基於政策推理軌跡的語言模型政策合規性評估擴展
Scaling Policy Compliance Assessment in Language Models with Policy Reasoning Traces
September 27, 2025
作者: Joseph Marvin Imperial, Harish Tayyar Madabushi
cs.AI
摘要
政策合規性評估是一項基礎性任務,旨在評估輸入案例是否嚴格遵循一系列人為定義的規則,這些規則更廣泛地被稱為政策。在實踐中,人類專家遵循系統化、逐步的過程來識別違反政策中具體規定的行為。然而,獲取此類黃金標準、專家級推理過程的文檔成本高昂。本文介紹了政策推理軌跡(Policy Reasoning Traces, PRT),這是一種專門生成的推理鏈,作為推理橋樑,以提升大型語言模型(LLM)的政策合規性評估能力。我們的實證評估表明,無論是在推理階段還是訓練階段使用PRT,均能顯著提升開源權重模型和商業模型的性能,為HIPAA和GDPR政策設定了新的技術前沿。除了準確性的提升,我們還強調了PRT如何增強LLM準確引用政策條款的能力,以及通過其高利用率從原始思維鏈中影響合規決策。
English
Policy compliance assessment is a fundamental task of evaluating whether an
input case strictly complies with a set of human-defined rules, more generally
known as policies.

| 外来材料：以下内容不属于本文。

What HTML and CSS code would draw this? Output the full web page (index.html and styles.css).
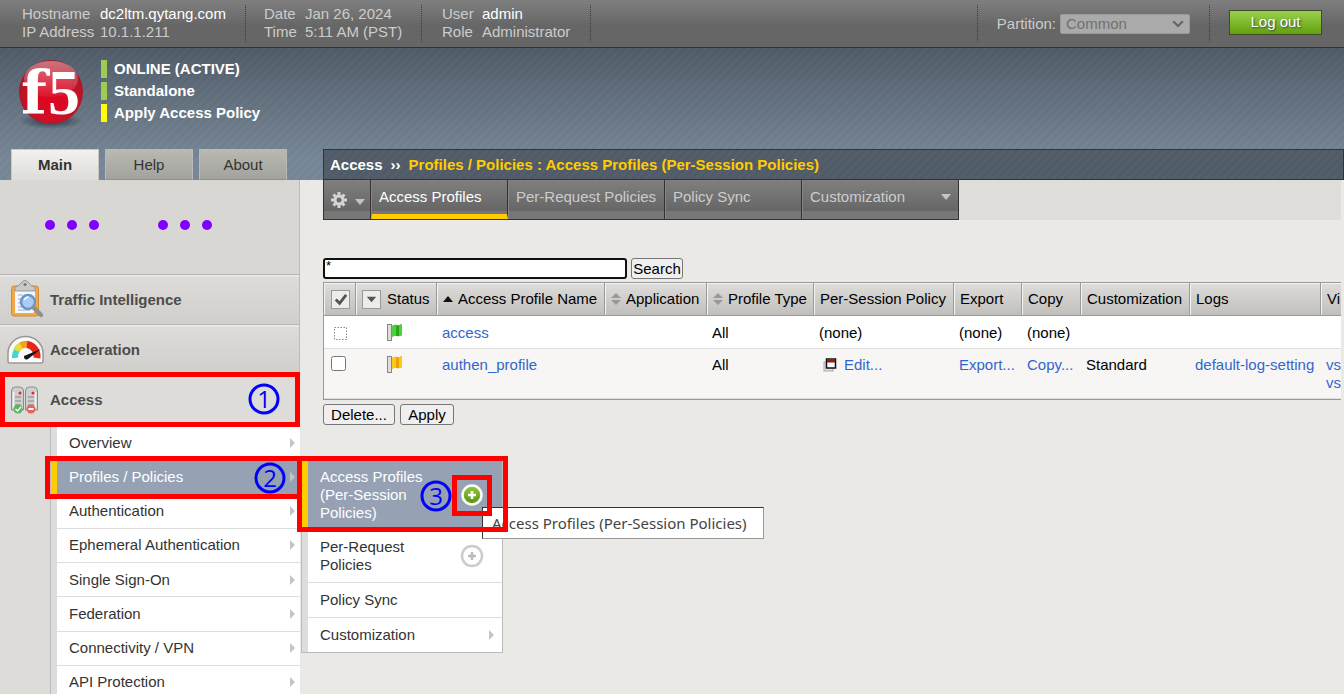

In practice, human experts follow a systematic, step-by-step
process to identify violations with respect to specific stipulations outlined
in the policy. However, such documentation of gold-standard, expert-level
reasoning processes is costly to acquire. In this paper, we introduce Policy
Reasoning Traces (PRT), a form of specialized generated reasoning chains that
serve as a reasoning bridge to improve an LLM's policy compliance assessment
capabilities. Our empirical evaluations demonstrate that the use of PRTs for
both inference-time and training-time scenarios significantly enhances the
performance of open-weight and commercial models, setting a new
state-of-the-art for HIPAA and GDPR policies. Beyond accuracy gains, we also
highlight how PRTs can improve an LLM's ability to accurately cite policy
clauses, as well as influence compliance decisions through their high
utilization from the raw chains of thought.